== Exercise task ==
Set the listing down again in full, word for word, with the pictures left out.
Start of Dataset section
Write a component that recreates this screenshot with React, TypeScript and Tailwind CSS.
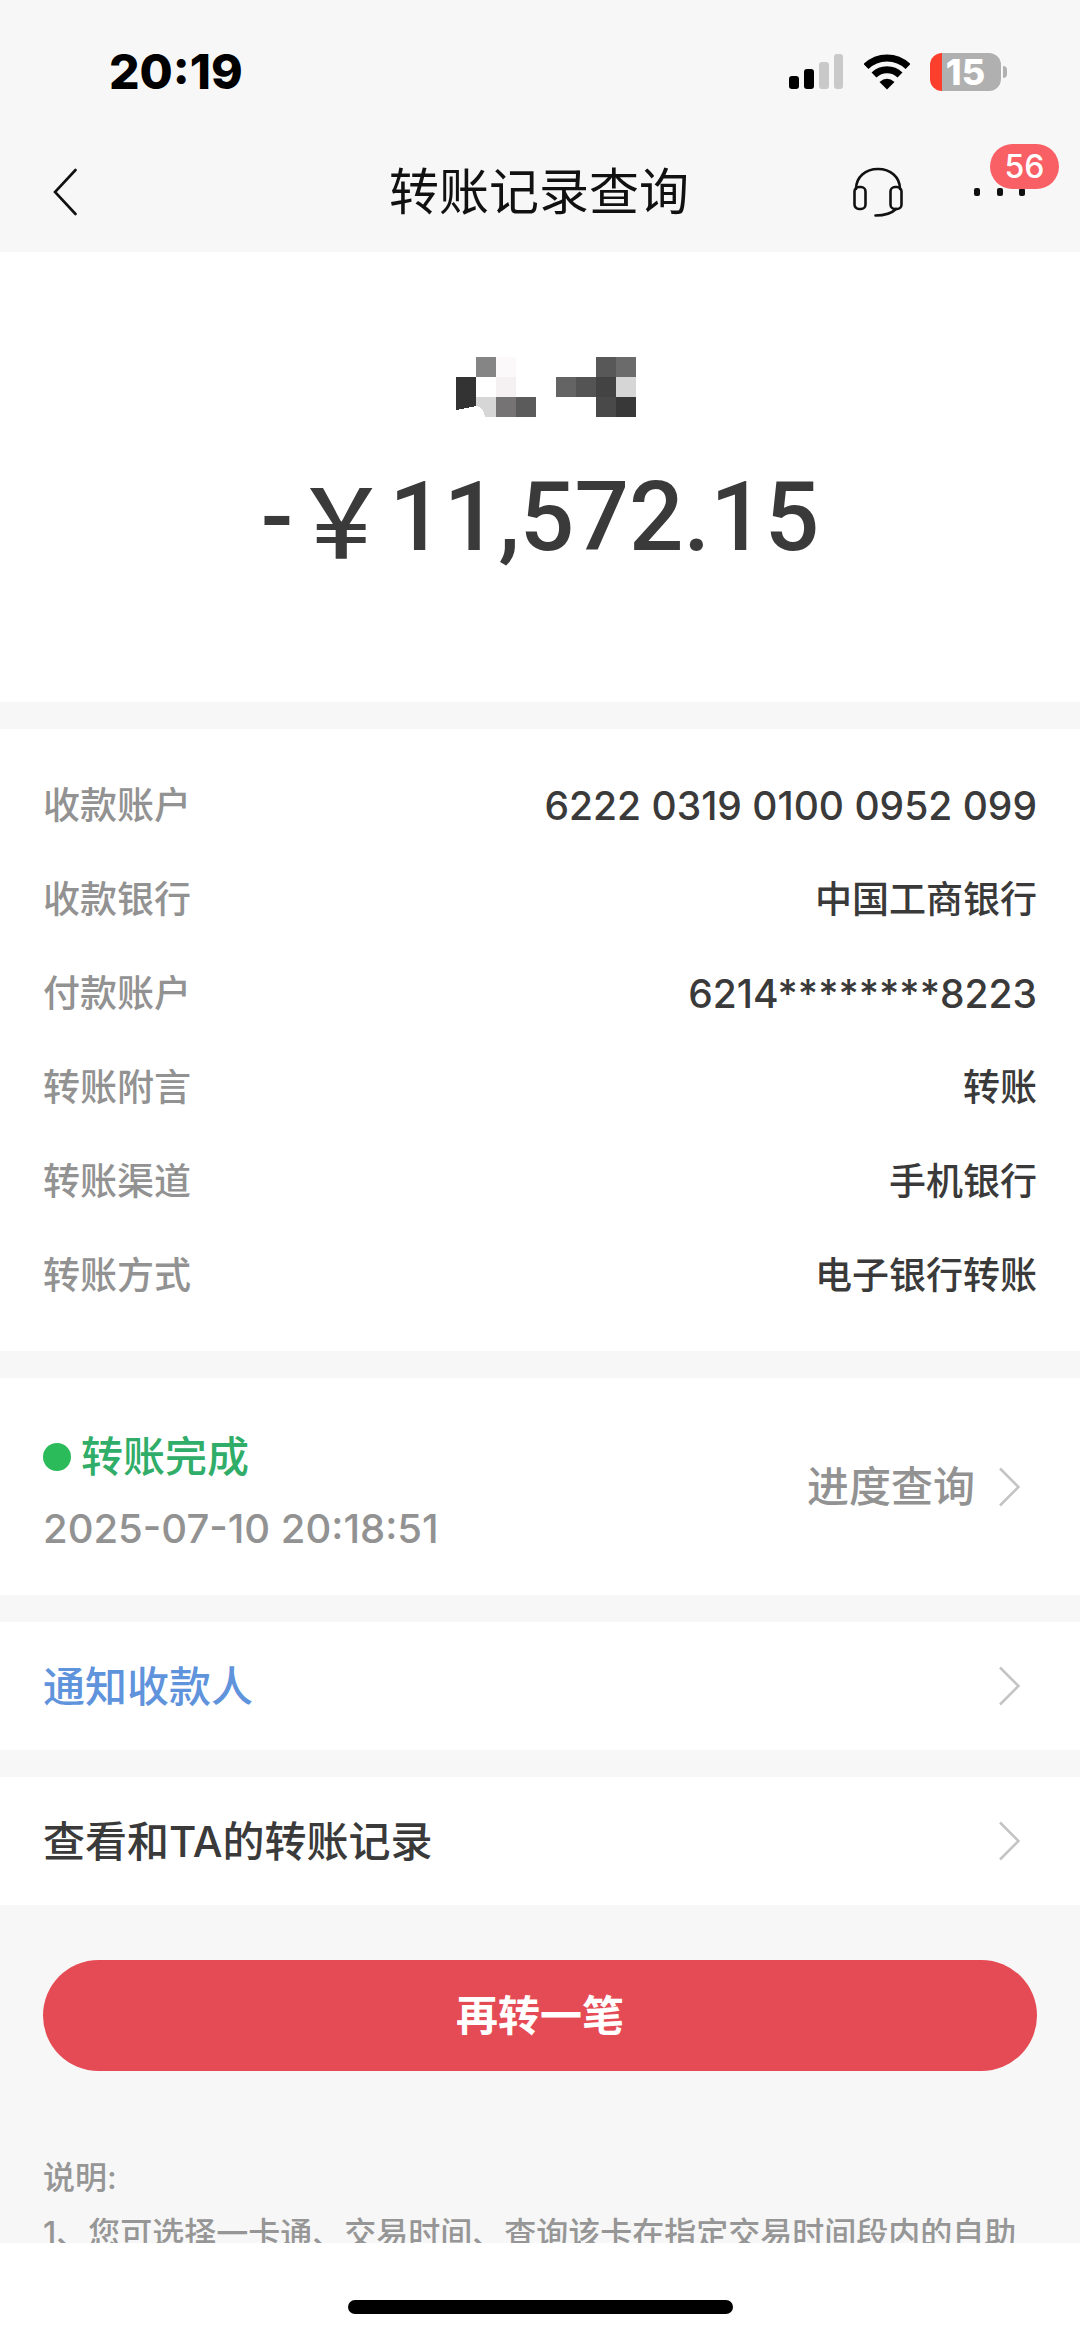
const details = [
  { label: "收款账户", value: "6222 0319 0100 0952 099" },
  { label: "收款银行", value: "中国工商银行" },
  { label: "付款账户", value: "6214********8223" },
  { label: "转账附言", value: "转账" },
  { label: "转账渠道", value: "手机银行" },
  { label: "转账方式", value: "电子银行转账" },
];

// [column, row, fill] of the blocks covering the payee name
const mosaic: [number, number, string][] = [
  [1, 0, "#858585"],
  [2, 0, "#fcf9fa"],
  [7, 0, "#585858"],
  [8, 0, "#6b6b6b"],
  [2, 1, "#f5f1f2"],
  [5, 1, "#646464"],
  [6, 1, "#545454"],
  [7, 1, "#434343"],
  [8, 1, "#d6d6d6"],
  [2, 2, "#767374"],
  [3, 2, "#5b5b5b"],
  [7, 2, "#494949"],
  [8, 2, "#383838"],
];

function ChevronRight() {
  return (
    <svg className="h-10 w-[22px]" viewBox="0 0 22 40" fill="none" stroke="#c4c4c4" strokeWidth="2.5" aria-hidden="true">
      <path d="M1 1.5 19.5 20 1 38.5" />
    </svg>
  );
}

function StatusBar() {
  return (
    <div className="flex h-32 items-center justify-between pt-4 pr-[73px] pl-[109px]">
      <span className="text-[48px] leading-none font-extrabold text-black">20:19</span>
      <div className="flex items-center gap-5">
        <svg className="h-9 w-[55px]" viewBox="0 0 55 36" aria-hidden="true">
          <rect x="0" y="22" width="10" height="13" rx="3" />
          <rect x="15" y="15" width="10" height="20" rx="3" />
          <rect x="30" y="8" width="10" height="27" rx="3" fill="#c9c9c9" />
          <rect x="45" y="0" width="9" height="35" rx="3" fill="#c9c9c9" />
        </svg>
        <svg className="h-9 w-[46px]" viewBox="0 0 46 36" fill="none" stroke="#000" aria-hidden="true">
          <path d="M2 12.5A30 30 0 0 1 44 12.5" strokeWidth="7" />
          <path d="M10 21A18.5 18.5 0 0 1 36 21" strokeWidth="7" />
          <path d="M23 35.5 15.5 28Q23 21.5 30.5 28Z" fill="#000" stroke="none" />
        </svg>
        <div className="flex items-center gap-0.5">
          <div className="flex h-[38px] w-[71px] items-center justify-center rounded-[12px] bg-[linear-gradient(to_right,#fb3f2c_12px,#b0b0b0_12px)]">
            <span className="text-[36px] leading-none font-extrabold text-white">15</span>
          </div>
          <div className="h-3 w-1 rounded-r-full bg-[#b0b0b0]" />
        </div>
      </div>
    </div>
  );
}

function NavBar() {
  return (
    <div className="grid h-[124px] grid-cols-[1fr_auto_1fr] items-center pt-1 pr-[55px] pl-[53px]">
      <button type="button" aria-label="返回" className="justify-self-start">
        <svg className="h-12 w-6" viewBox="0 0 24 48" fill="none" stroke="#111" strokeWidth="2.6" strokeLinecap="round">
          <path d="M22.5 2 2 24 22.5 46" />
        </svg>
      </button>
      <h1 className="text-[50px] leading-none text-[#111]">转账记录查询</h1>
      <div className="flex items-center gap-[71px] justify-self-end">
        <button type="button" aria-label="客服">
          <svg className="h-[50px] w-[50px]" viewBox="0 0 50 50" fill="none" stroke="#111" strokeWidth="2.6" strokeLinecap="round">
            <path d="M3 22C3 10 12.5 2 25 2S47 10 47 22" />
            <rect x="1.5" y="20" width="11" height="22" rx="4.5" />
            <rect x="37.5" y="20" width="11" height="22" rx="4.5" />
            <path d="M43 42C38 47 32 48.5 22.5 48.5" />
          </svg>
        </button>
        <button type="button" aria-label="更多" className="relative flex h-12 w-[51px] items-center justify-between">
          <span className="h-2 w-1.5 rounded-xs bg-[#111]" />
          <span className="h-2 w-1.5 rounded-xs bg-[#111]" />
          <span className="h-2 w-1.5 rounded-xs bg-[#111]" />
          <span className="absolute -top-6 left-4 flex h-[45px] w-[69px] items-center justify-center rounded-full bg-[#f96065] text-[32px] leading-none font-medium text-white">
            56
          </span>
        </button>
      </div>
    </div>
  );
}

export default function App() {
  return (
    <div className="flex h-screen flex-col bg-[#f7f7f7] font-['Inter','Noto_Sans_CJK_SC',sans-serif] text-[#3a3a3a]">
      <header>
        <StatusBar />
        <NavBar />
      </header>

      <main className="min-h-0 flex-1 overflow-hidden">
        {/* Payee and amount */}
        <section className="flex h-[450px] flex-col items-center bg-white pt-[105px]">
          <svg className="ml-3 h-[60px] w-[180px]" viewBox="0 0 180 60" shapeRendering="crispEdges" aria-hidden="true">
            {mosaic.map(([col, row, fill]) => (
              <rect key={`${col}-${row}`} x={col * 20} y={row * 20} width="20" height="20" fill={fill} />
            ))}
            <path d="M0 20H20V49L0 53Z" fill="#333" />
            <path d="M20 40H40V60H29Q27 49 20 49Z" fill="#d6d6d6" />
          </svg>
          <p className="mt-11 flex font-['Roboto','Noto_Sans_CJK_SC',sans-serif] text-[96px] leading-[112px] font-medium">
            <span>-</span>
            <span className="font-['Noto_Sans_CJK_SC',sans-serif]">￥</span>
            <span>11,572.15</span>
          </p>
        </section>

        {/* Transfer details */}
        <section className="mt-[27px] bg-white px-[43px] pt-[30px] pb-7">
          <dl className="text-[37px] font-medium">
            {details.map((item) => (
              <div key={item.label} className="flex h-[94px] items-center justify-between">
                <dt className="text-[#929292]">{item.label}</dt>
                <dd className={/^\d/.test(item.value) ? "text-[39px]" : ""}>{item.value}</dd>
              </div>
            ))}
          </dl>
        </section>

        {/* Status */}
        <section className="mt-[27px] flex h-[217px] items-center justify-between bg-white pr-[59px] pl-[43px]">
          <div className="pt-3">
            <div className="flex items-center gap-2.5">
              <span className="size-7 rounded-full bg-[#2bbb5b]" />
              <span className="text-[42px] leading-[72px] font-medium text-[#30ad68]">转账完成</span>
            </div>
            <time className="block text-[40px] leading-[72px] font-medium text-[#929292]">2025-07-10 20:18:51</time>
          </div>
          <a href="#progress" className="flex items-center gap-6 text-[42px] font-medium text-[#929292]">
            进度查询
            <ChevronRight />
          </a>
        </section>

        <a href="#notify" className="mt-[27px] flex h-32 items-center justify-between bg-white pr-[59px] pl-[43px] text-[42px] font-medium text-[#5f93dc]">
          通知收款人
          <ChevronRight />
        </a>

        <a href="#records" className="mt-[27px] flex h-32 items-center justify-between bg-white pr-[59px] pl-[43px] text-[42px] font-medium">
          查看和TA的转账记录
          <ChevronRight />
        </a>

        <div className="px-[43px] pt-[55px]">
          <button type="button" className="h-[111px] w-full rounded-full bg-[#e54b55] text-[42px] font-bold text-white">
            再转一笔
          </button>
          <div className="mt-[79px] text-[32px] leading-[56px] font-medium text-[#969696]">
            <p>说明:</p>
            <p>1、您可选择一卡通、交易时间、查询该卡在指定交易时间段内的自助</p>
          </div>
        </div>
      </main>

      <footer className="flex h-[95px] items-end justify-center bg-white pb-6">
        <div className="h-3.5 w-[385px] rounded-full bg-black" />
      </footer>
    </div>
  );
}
End of Dataset section
== Completed task ==
Write a component that recreates this screenshot with React, TypeScript and Tailwind CSS.
const details = [
  { label: "收款账户", value: "6222 0319 0100 0952 099" },
  { label: "收款银行", value: "中国工商银行" },
  { label: "付款账户", value: "6214********8223" },
  { label: "转账附言", value: "转账" },
  { label: "转账渠道", value: "手机银行" },
  { label: "转账方式", value: "电子银行转账" },
];

// [column, row, fill] of the blocks covering the payee name
const mosaic: [number, number, string][] = [
  [1, 0, "#858585"],
  [2, 0, "#fcf9fa"],
  [7, 0, "#585858"],
  [8, 0, "#6b6b6b"],
  [2, 1, "#f5f1f2"],
  [5, 1, "#646464"],
  [6, 1, "#545454"],
  [7, 1, "#434343"],
  [8, 1, "#d6d6d6"],
  [2, 2, "#767374"],
  [3, 2, "#5b5b5b"],
  [7, 2, "#494949"],
  [8, 2, "#383838"],
];

function ChevronRight() {
  return (
    <svg className="h-10 w-[22px]" viewBox="0 0 22 40" fill="none" stroke="#c4c4c4" strokeWidth="2.5" aria-hidden="true">
      <path d="M1 1.5 19.5 20 1 38.5" />
    </svg>
  );
}

function StatusBar() {
  return (
    <div className="flex h-32 items-center justify-between pt-4 pr-[73px] pl-[109px]">
      <span className="text-[48px] leading-none font-extrabold text-black">20:19</span>
      <div className="flex items-center gap-5">
        <svg className="h-9 w-[55px]" viewBox="0 0 55 36" aria-hidden="true">
          <rect x="0" y="22" width="10" height="13" rx="3" />
          <rect x="15" y="15" width="10" height="20" rx="3" />
          <rect x="30" y="8" width="10" height="27" rx="3" fill="#c9c9c9" />
          <rect x="45" y="0" width="9" height="35" rx="3" fill="#c9c9c9" />
        </svg>
        <svg className="h-9 w-[46px]" viewBox="0 0 46 36" fill="none" stroke="#000" aria-hidden="true">
          <path d="M2 12.5A30 30 0 0 1 44 12.5" strokeWidth="7" />
          <path d="M10 21A18.5 18.5 0 0 1 36 21" strokeWidth="7" />
          <path d="M23 35.5 15.5 28Q23 21.5 30.5 28Z" fill="#000" stroke="none" />
        </svg>
        <div className="flex items-center gap-0.5">
          <div className="flex h-[38px] w-[71px] items-center justify-center rounded-[12px] bg-[linear-gradient(to_right,#fb3f2c_12px,#b0b0b0_12px)]">
            <span className="text-[36px] leading-none font-extrabold text-white">15</span>
          </div>
          <div className="h-3 w-1 rounded-r-full bg-[#b0b0b0]" />
        </div>
      </div>
    </div>
  );
}

function NavBar() {
  return (
    <div className="grid h-[124px] grid-cols-[1fr_auto_1fr] items-center pt-1 pr-[55px] pl-[53px]">
      <button type="button" aria-label="返回" className="justify-self-start">
        <svg className="h-12 w-6" viewBox="0 0 24 48" fill="none" stroke="#111" strokeWidth="2.6" strokeLinecap="round">
          <path d="M22.5 2 2 24 22.5 46" />
        </svg>
      </button>
      <h1 className="text-[50px] leading-none text-[#111]">转账记录查询</h1>
      <div className="flex items-center gap-[71px] justify-self-end">
        <button type="button" aria-label="客服">
          <svg className="h-[50px] w-[50px]" viewBox="0 0 50 50" fill="none" stroke="#111" strokeWidth="2.6" strokeLinecap="round">
            <path d="M3 22C3 10 12.5 2 25 2S47 10 47 22" />
            <rect x="1.5" y="20" width="11" height="22" rx="4.5" />
            <rect x="37.5" y="20" width="11" height="22" rx="4.5" />
            <path d="M43 42C38 47 32 48.5 22.5 48.5" />
          </svg>
        </button>
        <button type="button" aria-label="更多" className="relative flex h-12 w-[51px] items-center justify-between">
          <span className="h-2 w-1.5 rounded-xs bg-[#111]" />
          <span className="h-2 w-1.5 rounded-xs bg-[#111]" />
          <span className="h-2 w-1.5 rounded-xs bg-[#111]" />
          <span className="absolute -top-6 left-4 flex h-[45px] w-[69px] items-center justify-center rounded-full bg-[#f96065] text-[32px] leading-none font-medium text-white">
            56
          </span>
        </button>
      </div>
    </div>
  );
}

export default function App() {
  return (
    <div className="flex h-screen flex-col bg-[#f7f7f7] font-['Inter','Noto_Sans_CJK_SC',sans-serif] text-[#3a3a3a]">
      <header>
        <StatusBar />
        <NavBar />
      </header>

      <main className="min-h-0 flex-1 overflow-hidden">
        {/* Payee and amount */}
        <section className="flex h-[450px] flex-col items-center bg-white pt-[105px]">
          <svg className="ml-3 h-[60px] w-[180px]" viewBox="0 0 180 60" shapeRendering="crispEdges" aria-hidden="true">
            {mosaic.map(([col, row, fill]) => (
              <rect key={`${col}-${row}`} x={col * 20} y={row * 20} width="20" height="20" fill={fill} />
            ))}
            <path d="M0 20H20V49L0 53Z" fill="#333" />
            <path d="M20 40H40V60H29Q27 49 20 49Z" fill="#d6d6d6" />
          </svg>
          <p className="mt-11 flex font-['Roboto','Noto_Sans_CJK_SC',sans-serif] text-[96px] leading-[112px] font-medium">
            <span>-</span>
            <span className="font-['Noto_Sans_CJK_SC',sans-serif]">￥</span>
            <span>11,572.15</span>
          </p>
        </section>

        {/* Transfer details */}
        <section className="mt-[27px] bg-white px-[43px] pt-[30px] pb-7">
          <dl className="text-[37px] font-medium">
            {details.map((item) => (
              <div key={item.label} className="flex h-[94px] items-center justify-between">
                <dt className="text-[#929292]">{item.label}</dt>
                <dd className={/^\d/.test(item.value) ? "text-[39px]" : ""}>{item.value}</dd>
              </div>
            ))}
          </dl>
        </section>

        {/* Status */}
        <section className="mt-[27px] flex h-[217px] items-center justify-between bg-white pr-[59px] pl-[43px]">
          <div className="pt-3">
            <div className="flex items-center gap-2.5">
              <span className="size-7 rounded-full bg-[#2bbb5b]" />
              <span className="text-[42px] leading-[72px] font-medium text-[#30ad68]">转账完成</span>
            </div>
            <time className="block text-[40px] leading-[72px] font-medium text-[#929292]">2025-07-10 20:18:51</time>
          </div>
          <a href="#progress" className="flex items-center gap-6 text-[42px] font-medium text-[#929292]">
            进度查询
            <ChevronRight />
          </a>
        </section>

        <a href="#notify" className="mt-[27px] flex h-32 items-center justify-between bg-white pr-[59px] pl-[43px] text-[42px] font-medium text-[#5f93dc]">
          通知收款人
          <ChevronRight />
        </a>

        <a href="#records" className="mt-[27px] flex h-32 items-center justify-between bg-white pr-[59px] pl-[43px] text-[42px] font-medium">
          查看和TA的转账记录
          <ChevronRight />
        </a>

        <div className="px-[43px] pt-[55px]">
          <button type="button" className="h-[111px] w-full rounded-full bg-[#e54b55] text-[42px] font-bold text-white">
            再转一笔
          </button>
          <div className="mt-[79px] text-[32px] leading-[56px] font-medium text-[#969696]">
            <p>说明:</p>
            <p>1、您可选择一卡通、交易时间、查询该卡在指定交易时间段内的自助</p>
          </div>
        </div>
      </main>

      <footer className="flex h-[95px] items-end justify-center bg-white pb-6">
        <div className="h-3.5 w-[385px] rounded-full bg-black" />
      </footer>
    </div>
  );
}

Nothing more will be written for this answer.